Cellulose materials are inherently porous and water confined between the cellulose has been found to be more “stubborn” than bulk water [1]. In fact, a thin layer of water between the cellulose nanofibrils is needed for thermodynamic equilibrium [2]. Inside the fiber wall of wood and paper, the pores can be on the nanoscale [3], where interactions between the water and cellulose in the pore become increasingly significant. To capture these effects, a molecular dynamics (MD) approach is motivated, which offers atomic-level resolution and means to quantify interactions. 

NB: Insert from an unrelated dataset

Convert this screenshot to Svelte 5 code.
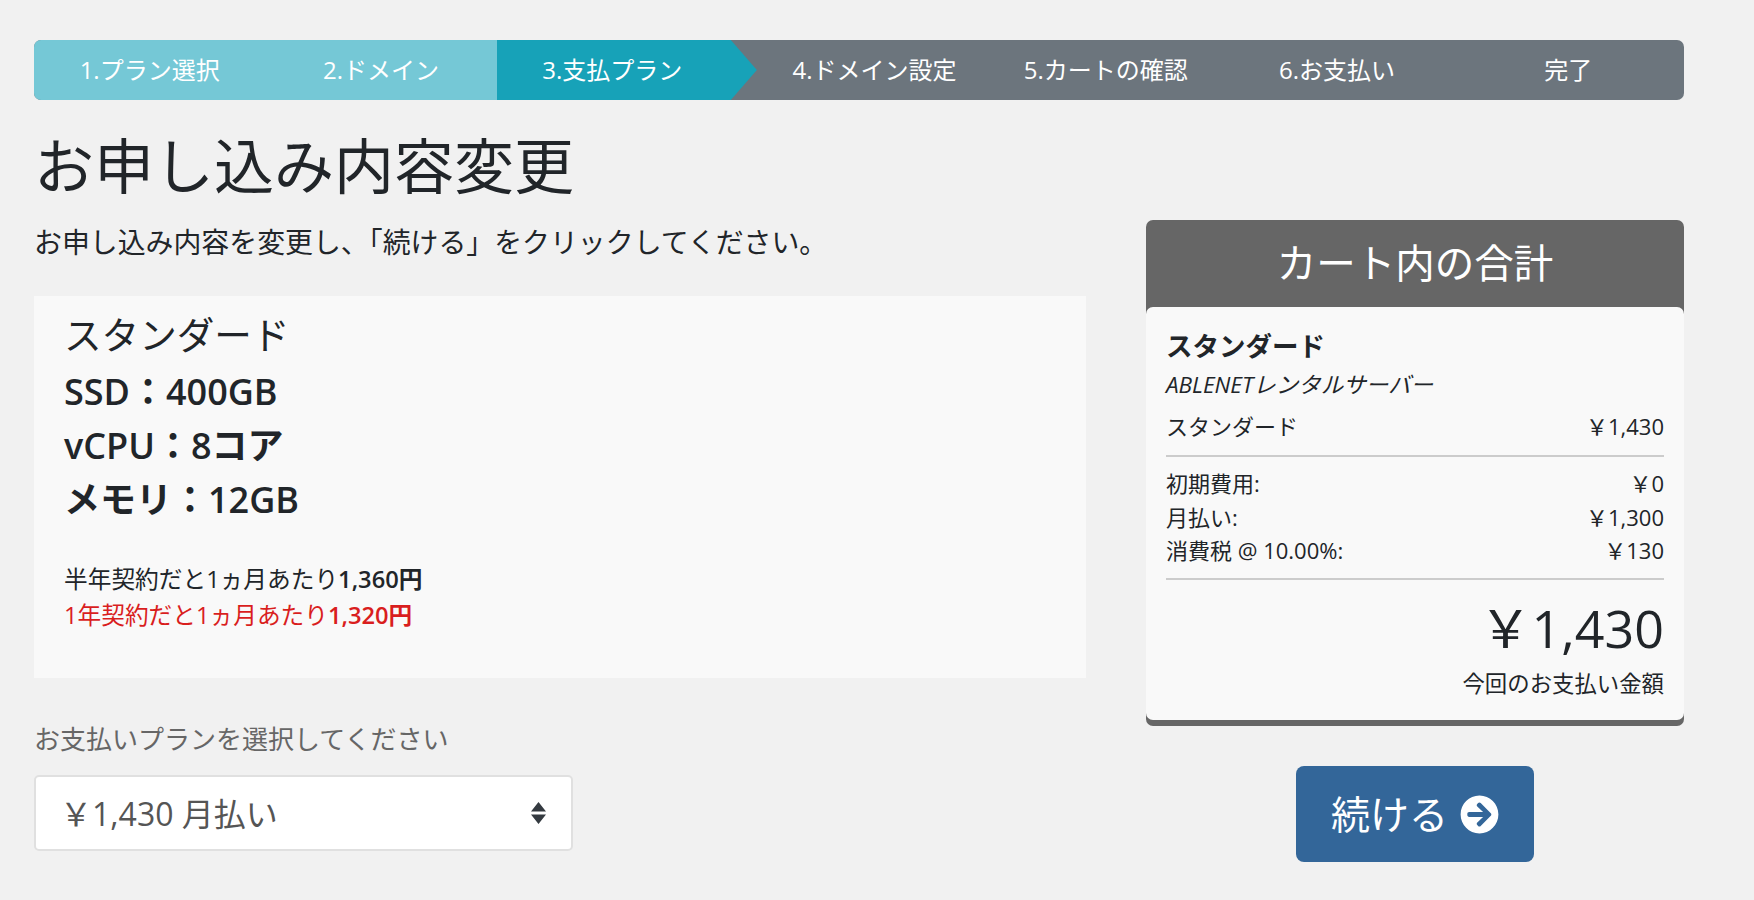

In the present study, a novel non-equilibrium MD simulation method, first introduced by H. Frentrup et al. [4] for a general nanopore system, was employed to determine the transport diffusivities of moisture in cellulose nanopores of varying shapes and sizes. By applying an external potential to a small region in the simulation box, a concentration gradient can be introduced, effectively mimicking the conditions of Fick’s first law. Previously applied to a variety of pores and fluids [5,6,7], the method is tested here for the first time in the context of cellulose and water. 
The results show the impact of pore morphology on the diffusivity and quantify the specific interactions between water and cellulose during concentration-driven transport. The determined coefficients provide initial values to be used in a continuum model, bridging the gap between molecular interactions and macroscopic transport.